* Start *

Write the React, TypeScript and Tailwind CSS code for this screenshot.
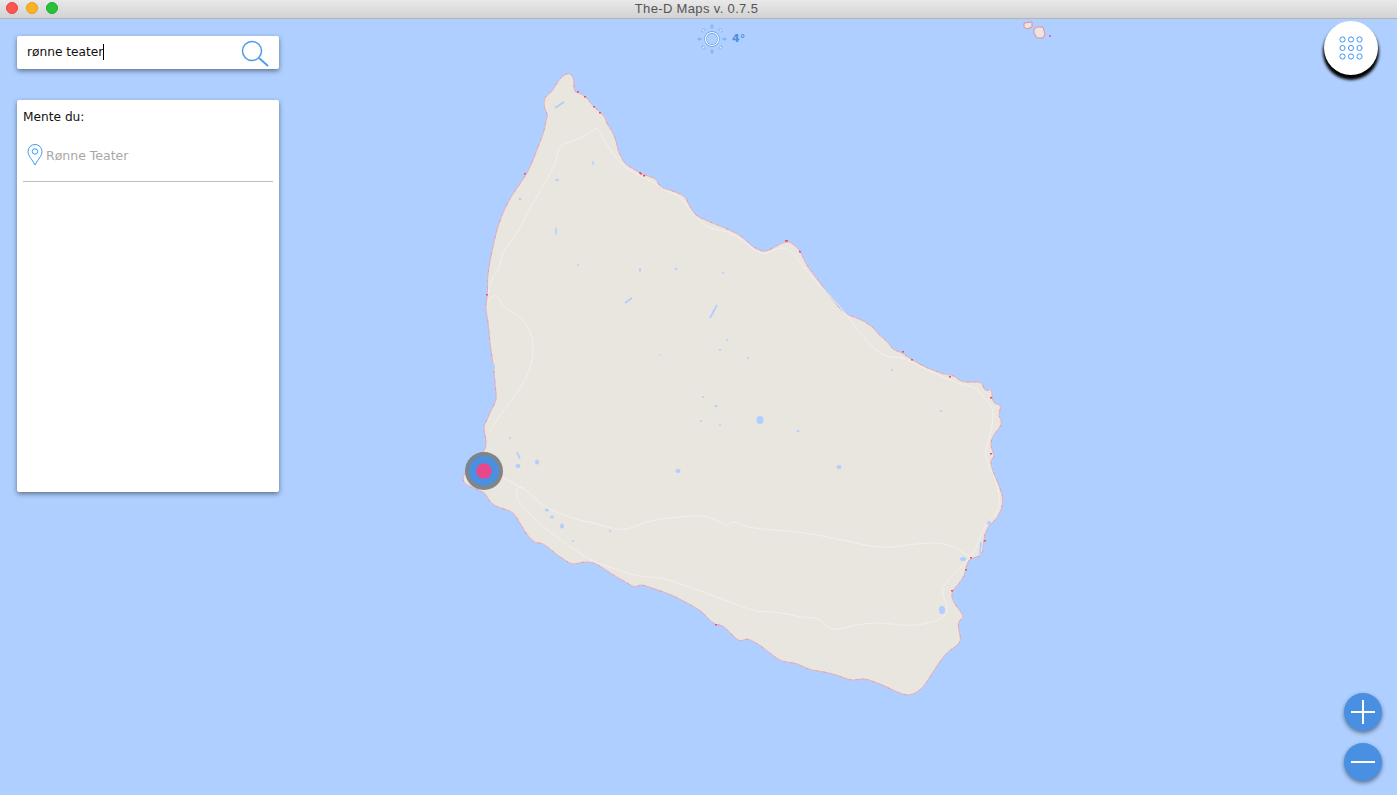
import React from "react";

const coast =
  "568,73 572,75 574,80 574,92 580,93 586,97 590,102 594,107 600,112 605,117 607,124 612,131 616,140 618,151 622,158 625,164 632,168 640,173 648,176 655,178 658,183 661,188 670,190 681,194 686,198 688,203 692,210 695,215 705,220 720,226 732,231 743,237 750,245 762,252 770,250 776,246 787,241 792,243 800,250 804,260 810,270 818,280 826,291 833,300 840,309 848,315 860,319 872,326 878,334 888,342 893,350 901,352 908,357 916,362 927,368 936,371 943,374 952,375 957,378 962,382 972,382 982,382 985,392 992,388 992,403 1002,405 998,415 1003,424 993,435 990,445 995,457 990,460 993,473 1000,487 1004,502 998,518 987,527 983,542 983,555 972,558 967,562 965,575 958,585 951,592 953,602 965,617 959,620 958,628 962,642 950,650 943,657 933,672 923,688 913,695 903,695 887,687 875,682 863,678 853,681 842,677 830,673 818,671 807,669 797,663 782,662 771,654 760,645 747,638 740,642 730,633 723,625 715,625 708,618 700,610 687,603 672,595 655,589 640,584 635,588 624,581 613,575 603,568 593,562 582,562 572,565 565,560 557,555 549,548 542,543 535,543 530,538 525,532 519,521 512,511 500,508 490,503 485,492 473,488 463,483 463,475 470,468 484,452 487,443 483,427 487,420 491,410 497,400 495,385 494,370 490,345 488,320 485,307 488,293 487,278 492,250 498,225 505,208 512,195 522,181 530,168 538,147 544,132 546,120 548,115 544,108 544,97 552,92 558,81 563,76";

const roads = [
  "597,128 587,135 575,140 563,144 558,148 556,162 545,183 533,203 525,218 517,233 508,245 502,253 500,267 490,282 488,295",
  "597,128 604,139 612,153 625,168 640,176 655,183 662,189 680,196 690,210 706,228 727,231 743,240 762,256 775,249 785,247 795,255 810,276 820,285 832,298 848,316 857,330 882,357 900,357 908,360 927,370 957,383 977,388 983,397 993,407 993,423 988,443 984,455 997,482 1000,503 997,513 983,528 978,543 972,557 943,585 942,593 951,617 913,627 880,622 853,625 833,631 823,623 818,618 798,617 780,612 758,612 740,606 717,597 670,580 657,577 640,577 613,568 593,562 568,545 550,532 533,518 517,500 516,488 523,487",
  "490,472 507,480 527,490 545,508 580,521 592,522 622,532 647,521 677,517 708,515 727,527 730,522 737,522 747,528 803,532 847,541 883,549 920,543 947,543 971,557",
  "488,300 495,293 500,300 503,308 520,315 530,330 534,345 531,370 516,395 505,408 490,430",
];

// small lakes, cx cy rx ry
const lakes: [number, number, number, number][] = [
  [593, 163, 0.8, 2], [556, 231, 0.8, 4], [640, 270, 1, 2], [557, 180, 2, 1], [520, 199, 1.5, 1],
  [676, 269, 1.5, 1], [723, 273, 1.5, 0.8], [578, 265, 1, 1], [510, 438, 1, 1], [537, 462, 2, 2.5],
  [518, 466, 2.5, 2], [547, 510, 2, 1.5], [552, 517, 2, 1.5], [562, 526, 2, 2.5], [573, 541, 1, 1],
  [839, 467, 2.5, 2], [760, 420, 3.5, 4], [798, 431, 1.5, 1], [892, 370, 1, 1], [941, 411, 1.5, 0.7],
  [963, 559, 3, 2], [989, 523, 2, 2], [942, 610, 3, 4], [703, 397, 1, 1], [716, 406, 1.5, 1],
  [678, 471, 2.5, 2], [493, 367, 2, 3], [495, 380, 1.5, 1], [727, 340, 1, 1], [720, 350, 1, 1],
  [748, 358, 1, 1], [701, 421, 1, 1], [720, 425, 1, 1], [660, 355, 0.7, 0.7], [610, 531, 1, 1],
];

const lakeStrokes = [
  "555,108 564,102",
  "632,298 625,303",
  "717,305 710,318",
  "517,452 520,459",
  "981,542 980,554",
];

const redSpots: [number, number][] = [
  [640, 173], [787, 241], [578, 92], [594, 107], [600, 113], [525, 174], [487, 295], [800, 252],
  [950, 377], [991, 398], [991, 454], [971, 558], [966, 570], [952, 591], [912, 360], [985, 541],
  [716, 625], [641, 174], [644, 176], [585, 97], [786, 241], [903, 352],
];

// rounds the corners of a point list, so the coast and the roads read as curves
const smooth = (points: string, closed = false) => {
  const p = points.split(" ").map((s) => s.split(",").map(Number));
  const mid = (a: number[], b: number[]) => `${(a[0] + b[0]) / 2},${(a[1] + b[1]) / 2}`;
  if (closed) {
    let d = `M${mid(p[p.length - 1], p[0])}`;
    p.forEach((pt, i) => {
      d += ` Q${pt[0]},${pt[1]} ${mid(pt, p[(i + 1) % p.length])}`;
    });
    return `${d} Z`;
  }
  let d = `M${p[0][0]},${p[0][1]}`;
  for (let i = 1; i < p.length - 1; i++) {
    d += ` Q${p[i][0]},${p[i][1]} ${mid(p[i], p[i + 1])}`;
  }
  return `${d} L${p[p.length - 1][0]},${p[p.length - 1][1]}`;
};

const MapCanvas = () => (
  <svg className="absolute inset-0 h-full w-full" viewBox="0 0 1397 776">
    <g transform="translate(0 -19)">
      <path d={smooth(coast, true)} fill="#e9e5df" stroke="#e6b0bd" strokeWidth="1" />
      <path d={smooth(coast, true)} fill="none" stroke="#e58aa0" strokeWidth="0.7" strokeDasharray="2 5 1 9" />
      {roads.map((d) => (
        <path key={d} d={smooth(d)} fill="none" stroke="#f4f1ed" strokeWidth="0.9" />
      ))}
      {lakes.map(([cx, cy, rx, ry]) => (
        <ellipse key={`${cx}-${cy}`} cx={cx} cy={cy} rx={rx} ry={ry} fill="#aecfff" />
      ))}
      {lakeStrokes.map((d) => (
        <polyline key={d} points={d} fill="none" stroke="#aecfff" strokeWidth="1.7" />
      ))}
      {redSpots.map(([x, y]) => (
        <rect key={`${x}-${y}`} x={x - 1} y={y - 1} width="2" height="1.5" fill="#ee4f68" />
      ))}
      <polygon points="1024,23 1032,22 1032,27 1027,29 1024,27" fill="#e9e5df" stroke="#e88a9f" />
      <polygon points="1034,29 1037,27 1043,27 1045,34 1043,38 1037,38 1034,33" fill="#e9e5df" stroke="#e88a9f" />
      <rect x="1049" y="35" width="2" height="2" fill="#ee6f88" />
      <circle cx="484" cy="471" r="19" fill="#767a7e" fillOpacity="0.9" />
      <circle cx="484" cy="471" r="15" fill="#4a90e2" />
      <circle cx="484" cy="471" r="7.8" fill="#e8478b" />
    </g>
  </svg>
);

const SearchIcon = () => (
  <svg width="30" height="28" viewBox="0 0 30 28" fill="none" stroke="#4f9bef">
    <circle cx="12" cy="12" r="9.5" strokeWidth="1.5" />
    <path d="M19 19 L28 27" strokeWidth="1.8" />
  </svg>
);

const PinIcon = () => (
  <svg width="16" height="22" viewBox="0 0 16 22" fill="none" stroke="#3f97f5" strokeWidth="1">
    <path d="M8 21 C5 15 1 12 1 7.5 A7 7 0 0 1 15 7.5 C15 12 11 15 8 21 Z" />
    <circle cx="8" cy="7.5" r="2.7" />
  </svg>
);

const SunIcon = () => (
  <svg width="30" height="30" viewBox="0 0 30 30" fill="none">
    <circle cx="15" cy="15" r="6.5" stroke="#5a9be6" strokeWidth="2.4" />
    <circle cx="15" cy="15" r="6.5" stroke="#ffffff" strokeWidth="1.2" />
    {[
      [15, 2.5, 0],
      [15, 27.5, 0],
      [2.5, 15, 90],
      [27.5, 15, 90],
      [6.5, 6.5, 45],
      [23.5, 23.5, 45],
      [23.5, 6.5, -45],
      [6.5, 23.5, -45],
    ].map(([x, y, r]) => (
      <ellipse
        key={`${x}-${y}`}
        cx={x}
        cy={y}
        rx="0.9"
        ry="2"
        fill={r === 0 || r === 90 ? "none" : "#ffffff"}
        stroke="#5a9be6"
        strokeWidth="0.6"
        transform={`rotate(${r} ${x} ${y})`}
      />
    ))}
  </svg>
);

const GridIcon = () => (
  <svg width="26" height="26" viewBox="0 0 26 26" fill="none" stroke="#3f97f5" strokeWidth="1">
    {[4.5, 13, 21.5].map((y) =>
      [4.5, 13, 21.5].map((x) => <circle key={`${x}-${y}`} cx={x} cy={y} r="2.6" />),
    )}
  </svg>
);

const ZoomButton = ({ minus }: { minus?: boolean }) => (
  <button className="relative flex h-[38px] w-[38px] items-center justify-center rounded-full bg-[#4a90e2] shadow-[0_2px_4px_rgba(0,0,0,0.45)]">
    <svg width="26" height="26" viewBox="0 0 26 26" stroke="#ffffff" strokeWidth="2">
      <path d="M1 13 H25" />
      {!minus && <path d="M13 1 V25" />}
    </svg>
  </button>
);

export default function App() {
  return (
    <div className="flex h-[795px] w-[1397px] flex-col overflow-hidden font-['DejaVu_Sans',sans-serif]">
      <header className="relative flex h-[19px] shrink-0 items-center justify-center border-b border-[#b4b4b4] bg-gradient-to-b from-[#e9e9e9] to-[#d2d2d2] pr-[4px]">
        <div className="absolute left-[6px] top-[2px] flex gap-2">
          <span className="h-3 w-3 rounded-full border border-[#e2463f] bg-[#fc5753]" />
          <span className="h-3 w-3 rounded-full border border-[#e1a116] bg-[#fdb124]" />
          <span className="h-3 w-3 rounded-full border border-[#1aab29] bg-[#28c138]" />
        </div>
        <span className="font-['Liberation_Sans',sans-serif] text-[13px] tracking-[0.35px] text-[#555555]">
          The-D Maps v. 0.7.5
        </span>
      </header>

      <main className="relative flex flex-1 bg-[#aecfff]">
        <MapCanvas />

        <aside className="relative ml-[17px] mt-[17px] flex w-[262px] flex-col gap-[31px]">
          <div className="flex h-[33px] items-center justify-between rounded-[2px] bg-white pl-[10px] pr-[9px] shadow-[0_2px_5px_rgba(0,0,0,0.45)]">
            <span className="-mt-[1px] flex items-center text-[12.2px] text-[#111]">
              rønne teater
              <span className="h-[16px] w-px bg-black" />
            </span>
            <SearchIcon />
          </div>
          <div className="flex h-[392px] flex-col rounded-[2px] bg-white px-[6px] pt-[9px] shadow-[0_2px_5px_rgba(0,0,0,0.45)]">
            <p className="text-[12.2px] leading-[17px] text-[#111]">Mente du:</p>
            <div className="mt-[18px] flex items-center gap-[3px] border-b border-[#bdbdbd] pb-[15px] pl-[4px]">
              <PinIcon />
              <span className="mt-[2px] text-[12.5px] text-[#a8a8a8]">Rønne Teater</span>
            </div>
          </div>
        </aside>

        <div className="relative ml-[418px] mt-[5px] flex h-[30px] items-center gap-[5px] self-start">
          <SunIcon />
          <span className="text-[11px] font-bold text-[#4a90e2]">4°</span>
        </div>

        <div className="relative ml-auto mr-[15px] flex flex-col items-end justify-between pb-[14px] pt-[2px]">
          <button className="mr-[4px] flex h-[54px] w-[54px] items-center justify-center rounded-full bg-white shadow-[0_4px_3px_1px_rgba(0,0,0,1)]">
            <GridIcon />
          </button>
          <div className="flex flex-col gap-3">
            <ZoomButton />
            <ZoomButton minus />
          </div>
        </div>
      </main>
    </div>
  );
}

* End *

> _Goal_: Starting at the top of the listing above, please restate word for word each line up to and including the one that holds "572,75 574,80 574,92", omitting every image.

> _Result_:
Write the React, TypeScript and Tailwind CSS code for this screenshot.
import React from "react";

const coast =
  "568,73 572,75 574,80 574,92 580,93 586,97 590,102 594,107 600,112 605,117 607,124 612,131 616,140 618,151 622,158 625,164 632,168 640,173 648,176 655,178 658,183 661,188 670,190 681,194 686,198 688,203 692,210 695,215 705,220 720,226 732,231 743,237 750,245 762,252 770,250 776,246 787,241 792,243 800,250 804,260 810,270 818,280 826,291 833,300 840,309 848,315 860,319 872,326 878,334 888,342 893,350 901,352 908,357 916,362 927,368 936,371 943,374 952,375 957,378 962,382 972,382 982,382 985,392 992,388 992,403 1002,405 998,415 1003,424 993,435 990,445 995,457 990,460 993,473 1000,487 1004,502 998,518 987,527 983,542 983,555 972,558 967,562 965,575 958,585 951,592 953,602 965,617 959,620 958,628 962,642 950,650 943,657 933,672 923,688 913,695 903,695 887,687 875,682 863,678 853,681 842,677 830,673 818,671 807,669 797,663 782,662 771,654 760,645 747,638 740,642 730,633 723,625 715,625 708,618 700,610 687,603 672,595 655,589 640,584 635,588 624,581 613,575 603,568 593,562 582,562 572,565 565,560 557,555 549,548 542,543 535,543 530,538 525,532 519,521 512,511 500,508 490,503 485,492 473,488 463,483 463,475 470,468 484,452 487,443 483,427 487,420 491,410 497,400 495,385 494,370 490,345 488,320 485,307 488,293 487,278 492,250 498,225 505,208 512,195 522,181 530,168 538,147 544,132 546,120 548,115 544,108 544,97 552,92 558,81 563,76";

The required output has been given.